Skip the pictures and extract all of the lines exactly as written.

▬▬▬▬▬▬

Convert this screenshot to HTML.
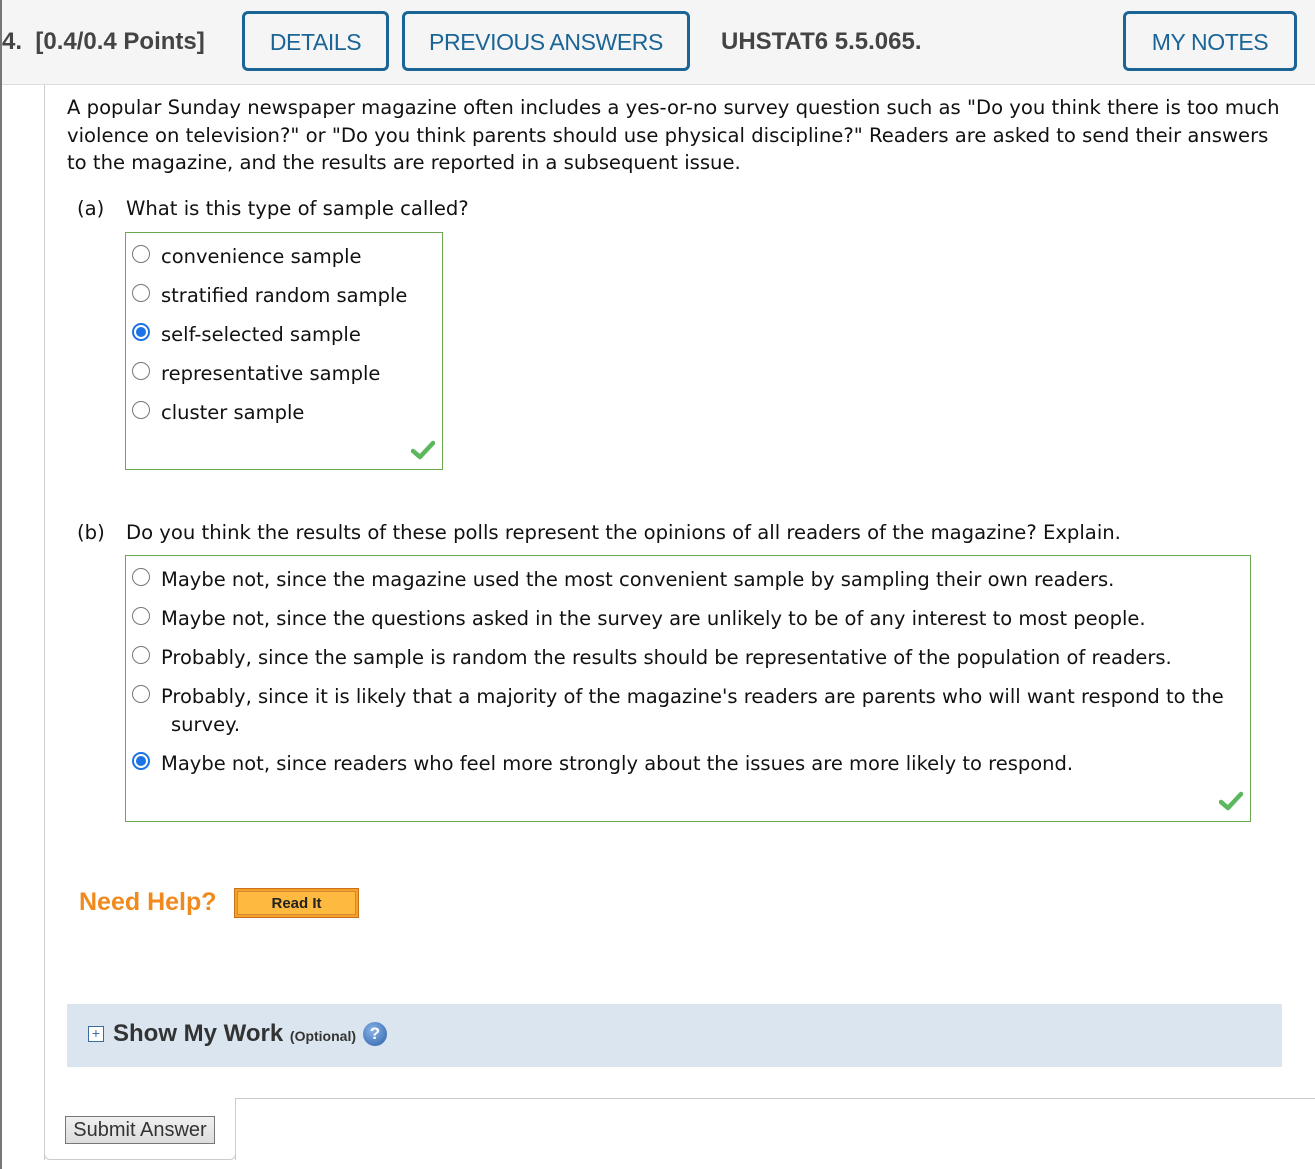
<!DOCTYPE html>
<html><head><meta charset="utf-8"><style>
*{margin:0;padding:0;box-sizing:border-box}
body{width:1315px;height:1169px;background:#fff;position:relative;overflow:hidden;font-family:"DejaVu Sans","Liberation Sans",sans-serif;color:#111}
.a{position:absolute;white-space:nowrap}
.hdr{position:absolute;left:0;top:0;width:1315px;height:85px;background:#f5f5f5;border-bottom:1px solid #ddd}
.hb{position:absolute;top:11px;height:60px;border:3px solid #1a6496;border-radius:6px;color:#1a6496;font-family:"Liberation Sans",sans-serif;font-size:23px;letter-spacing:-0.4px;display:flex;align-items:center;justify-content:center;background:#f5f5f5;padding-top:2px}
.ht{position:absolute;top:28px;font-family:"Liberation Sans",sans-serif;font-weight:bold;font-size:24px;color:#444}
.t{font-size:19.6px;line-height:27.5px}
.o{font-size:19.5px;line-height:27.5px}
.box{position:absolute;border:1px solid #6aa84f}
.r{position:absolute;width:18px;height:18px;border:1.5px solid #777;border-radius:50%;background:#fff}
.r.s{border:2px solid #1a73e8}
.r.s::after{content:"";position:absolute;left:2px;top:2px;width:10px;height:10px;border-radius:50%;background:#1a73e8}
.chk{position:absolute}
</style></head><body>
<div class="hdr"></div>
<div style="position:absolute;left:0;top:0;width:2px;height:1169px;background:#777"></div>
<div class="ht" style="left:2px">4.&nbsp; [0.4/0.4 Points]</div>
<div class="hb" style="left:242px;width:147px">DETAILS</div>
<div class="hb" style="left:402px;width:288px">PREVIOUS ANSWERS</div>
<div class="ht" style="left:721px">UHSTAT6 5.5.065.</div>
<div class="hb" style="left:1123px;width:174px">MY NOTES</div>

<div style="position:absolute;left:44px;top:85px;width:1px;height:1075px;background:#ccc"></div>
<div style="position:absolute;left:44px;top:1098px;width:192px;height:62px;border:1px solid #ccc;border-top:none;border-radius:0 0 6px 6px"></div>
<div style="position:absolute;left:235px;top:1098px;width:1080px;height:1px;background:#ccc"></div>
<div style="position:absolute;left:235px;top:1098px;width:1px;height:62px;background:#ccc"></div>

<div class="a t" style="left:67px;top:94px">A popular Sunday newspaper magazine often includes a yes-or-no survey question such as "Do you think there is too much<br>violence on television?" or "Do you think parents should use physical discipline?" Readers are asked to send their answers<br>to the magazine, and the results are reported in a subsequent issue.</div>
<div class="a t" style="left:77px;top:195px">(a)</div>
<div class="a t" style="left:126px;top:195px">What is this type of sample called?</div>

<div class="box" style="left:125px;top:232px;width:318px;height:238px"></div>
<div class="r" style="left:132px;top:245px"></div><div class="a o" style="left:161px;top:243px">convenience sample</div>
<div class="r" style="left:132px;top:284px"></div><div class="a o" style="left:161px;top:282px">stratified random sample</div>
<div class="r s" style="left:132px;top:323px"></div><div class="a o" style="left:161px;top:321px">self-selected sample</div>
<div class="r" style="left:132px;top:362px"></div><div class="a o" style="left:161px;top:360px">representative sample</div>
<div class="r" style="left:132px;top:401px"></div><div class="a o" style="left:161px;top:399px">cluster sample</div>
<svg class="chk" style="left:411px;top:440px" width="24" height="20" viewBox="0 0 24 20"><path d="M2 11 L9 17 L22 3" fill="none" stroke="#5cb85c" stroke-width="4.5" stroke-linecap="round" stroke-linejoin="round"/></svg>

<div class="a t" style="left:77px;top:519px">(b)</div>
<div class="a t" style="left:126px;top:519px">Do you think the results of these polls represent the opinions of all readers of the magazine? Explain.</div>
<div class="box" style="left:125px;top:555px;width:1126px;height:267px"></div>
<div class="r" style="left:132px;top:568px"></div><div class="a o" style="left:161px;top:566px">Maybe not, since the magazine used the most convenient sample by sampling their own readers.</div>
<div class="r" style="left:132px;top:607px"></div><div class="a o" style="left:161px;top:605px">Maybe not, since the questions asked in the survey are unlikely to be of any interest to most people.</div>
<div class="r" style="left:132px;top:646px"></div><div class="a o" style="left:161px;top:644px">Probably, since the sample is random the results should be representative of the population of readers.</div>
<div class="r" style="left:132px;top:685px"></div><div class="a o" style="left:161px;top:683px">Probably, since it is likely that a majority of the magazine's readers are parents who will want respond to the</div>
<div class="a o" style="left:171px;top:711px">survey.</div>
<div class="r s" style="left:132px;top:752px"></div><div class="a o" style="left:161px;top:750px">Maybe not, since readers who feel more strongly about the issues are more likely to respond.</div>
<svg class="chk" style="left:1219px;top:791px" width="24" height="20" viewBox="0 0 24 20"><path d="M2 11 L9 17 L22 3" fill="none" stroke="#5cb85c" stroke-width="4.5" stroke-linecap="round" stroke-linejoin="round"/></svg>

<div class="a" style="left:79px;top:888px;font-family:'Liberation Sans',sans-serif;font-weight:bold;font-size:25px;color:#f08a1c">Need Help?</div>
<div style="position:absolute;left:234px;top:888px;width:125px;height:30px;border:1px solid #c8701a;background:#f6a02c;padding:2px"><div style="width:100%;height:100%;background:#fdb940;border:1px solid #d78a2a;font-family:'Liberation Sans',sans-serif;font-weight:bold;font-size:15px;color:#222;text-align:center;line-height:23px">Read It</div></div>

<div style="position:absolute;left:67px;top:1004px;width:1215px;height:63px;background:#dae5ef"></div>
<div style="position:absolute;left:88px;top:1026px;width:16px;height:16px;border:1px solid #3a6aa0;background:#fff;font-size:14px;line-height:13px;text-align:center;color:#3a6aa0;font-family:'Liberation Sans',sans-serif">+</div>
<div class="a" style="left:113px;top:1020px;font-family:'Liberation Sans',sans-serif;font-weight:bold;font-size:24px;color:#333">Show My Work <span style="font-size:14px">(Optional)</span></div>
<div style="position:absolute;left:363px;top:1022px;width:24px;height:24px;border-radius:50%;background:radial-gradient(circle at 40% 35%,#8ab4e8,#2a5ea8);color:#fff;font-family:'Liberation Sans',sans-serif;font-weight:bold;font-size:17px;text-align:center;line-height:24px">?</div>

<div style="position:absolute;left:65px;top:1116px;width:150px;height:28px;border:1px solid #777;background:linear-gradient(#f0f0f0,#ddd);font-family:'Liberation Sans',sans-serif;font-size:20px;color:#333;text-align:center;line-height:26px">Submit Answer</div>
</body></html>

▬▬▬▬▬▬

Solution below:
Convert this screenshot to HTML.
<!DOCTYPE html>
<html><head><meta charset="utf-8"><style>
*{margin:0;padding:0;box-sizing:border-box}
body{width:1315px;height:1169px;background:#fff;position:relative;overflow:hidden;font-family:"DejaVu Sans","Liberation Sans",sans-serif;color:#111}
.a{position:absolute;white-space:nowrap}
.hdr{position:absolute;left:0;top:0;width:1315px;height:85px;background:#f5f5f5;border-bottom:1px solid #ddd}
.hb{position:absolute;top:11px;height:60px;border:3px solid #1a6496;border-radius:6px;color:#1a6496;font-family:"Liberation Sans",sans-serif;font-size:23px;letter-spacing:-0.4px;display:flex;align-items:center;justify-content:center;background:#f5f5f5;padding-top:2px}
.ht{position:absolute;top:28px;font-family:"Liberation Sans",sans-serif;font-weight:bold;font-size:24px;color:#444}
.t{font-size:19.6px;line-height:27.5px}
.o{font-size:19.5px;line-height:27.5px}
.box{position:absolute;border:1px solid #6aa84f}
.r{position:absolute;width:18px;height:18px;border:1.5px solid #777;border-radius:50%;background:#fff}
.r.s{border:2px solid #1a73e8}
.r.s::after{content:"";position:absolute;left:2px;top:2px;width:10px;height:10px;border-radius:50%;background:#1a73e8}
.chk{position:absolute}
</style></head><body>
<div class="hdr"></div>
<div style="position:absolute;left:0;top:0;width:2px;height:1169px;background:#777"></div>
<div class="ht" style="left:2px">4.&nbsp; [0.4/0.4 Points]</div>
<div class="hb" style="left:242px;width:147px">DETAILS</div>
<div class="hb" style="left:402px;width:288px">PREVIOUS ANSWERS</div>
<div class="ht" style="left:721px">UHSTAT6 5.5.065.</div>
<div class="hb" style="left:1123px;width:174px">MY NOTES</div>

<div style="position:absolute;left:44px;top:85px;width:1px;height:1075px;background:#ccc"></div>
<div style="position:absolute;left:44px;top:1098px;width:192px;height:62px;border:1px solid #ccc;border-top:none;border-radius:0 0 6px 6px"></div>
<div style="position:absolute;left:235px;top:1098px;width:1080px;height:1px;background:#ccc"></div>
<div style="position:absolute;left:235px;top:1098px;width:1px;height:62px;background:#ccc"></div>

<div class="a t" style="left:67px;top:94px">A popular Sunday newspaper magazine often includes a yes-or-no survey question such as "Do you think there is too much<br>violence on television?" or "Do you think parents should use physical discipline?" Readers are asked to send their answers<br>to the magazine, and the results are reported in a subsequent issue.</div>
<div class="a t" style="left:77px;top:195px">(a)</div>
<div class="a t" style="left:126px;top:195px">What is this type of sample called?</div>

<div class="box" style="left:125px;top:232px;width:318px;height:238px"></div>
<div class="r" style="left:132px;top:245px"></div><div class="a o" style="left:161px;top:243px">convenience sample</div>
<div class="r" style="left:132px;top:284px"></div><div class="a o" style="left:161px;top:282px">stratified random sample</div>
<div class="r s" style="left:132px;top:323px"></div><div class="a o" style="left:161px;top:321px">self-selected sample</div>
<div class="r" style="left:132px;top:362px"></div><div class="a o" style="left:161px;top:360px">representative sample</div>
<div class="r" style="left:132px;top:401px"></div><div class="a o" style="left:161px;top:399px">cluster sample</div>
<svg class="chk" style="left:411px;top:440px" width="24" height="20" viewBox="0 0 24 20"><path d="M2 11 L9 17 L22 3" fill="none" stroke="#5cb85c" stroke-width="4.5" stroke-linecap="round" stroke-linejoin="round"/></svg>

<div class="a t" style="left:77px;top:519px">(b)</div>
<div class="a t" style="left:126px;top:519px">Do you think the results of these polls represent the opinions of all readers of the magazine? Explain.</div>
<div class="box" style="left:125px;top:555px;width:1126px;height:267px"></div>
<div class="r" style="left:132px;top:568px"></div><div class="a o" style="left:161px;top:566px">Maybe not, since the magazine used the most convenient sample by sampling their own readers.</div>
<div class="r" style="left:132px;top:607px"></div><div class="a o" style="left:161px;top:605px">Maybe not, since the questions asked in the survey are unlikely to be of any interest to most people.</div>
<div class="r" style="left:132px;top:646px"></div><div class="a o" style="left:161px;top:644px">Probably, since the sample is random the results should be representative of the population of readers.</div>
<div class="r" style="left:132px;top:685px"></div><div class="a o" style="left:161px;top:683px">Probably, since it is likely that a majority of the magazine's readers are parents who will want respond to the</div>
<div class="a o" style="left:171px;top:711px">survey.</div>
<div class="r s" style="left:132px;top:752px"></div><div class="a o" style="left:161px;top:750px">Maybe not, since readers who feel more strongly about the issues are more likely to respond.</div>
<svg class="chk" style="left:1219px;top:791px" width="24" height="20" viewBox="0 0 24 20"><path d="M2 11 L9 17 L22 3" fill="none" stroke="#5cb85c" stroke-width="4.5" stroke-linecap="round" stroke-linejoin="round"/></svg>

<div class="a" style="left:79px;top:888px;font-family:'Liberation Sans',sans-serif;font-weight:bold;font-size:25px;color:#f08a1c">Need Help?</div>
<div style="position:absolute;left:234px;top:888px;width:125px;height:30px;border:1px solid #c8701a;background:#f6a02c;padding:2px"><div style="width:100%;height:100%;background:#fdb940;border:1px solid #d78a2a;font-family:'Liberation Sans',sans-serif;font-weight:bold;font-size:15px;color:#222;text-align:center;line-height:23px">Read It</div></div>

<div style="position:absolute;left:67px;top:1004px;width:1215px;height:63px;background:#dae5ef"></div>
<div style="position:absolute;left:88px;top:1026px;width:16px;height:16px;border:1px solid #3a6aa0;background:#fff;font-size:14px;line-height:13px;text-align:center;color:#3a6aa0;font-family:'Liberation Sans',sans-serif">+</div>
<div class="a" style="left:113px;top:1020px;font-family:'Liberation Sans',sans-serif;font-weight:bold;font-size:24px;color:#333">Show My Work <span style="font-size:14px">(Optional)</span></div>
<div style="position:absolute;left:363px;top:1022px;width:24px;height:24px;border-radius:50%;background:radial-gradient(circle at 40% 35%,#8ab4e8,#2a5ea8);color:#fff;font-family:'Liberation Sans',sans-serif;font-weight:bold;font-size:17px;text-align:center;line-height:24px">?</div>

<div style="position:absolute;left:65px;top:1116px;width:150px;height:28px;border:1px solid #777;background:linear-gradient(#f0f0f0,#ddd);font-family:'Liberation Sans',sans-serif;font-size:20px;color:#333;text-align:center;line-height:26px">Submit Answer</div>
</body></html>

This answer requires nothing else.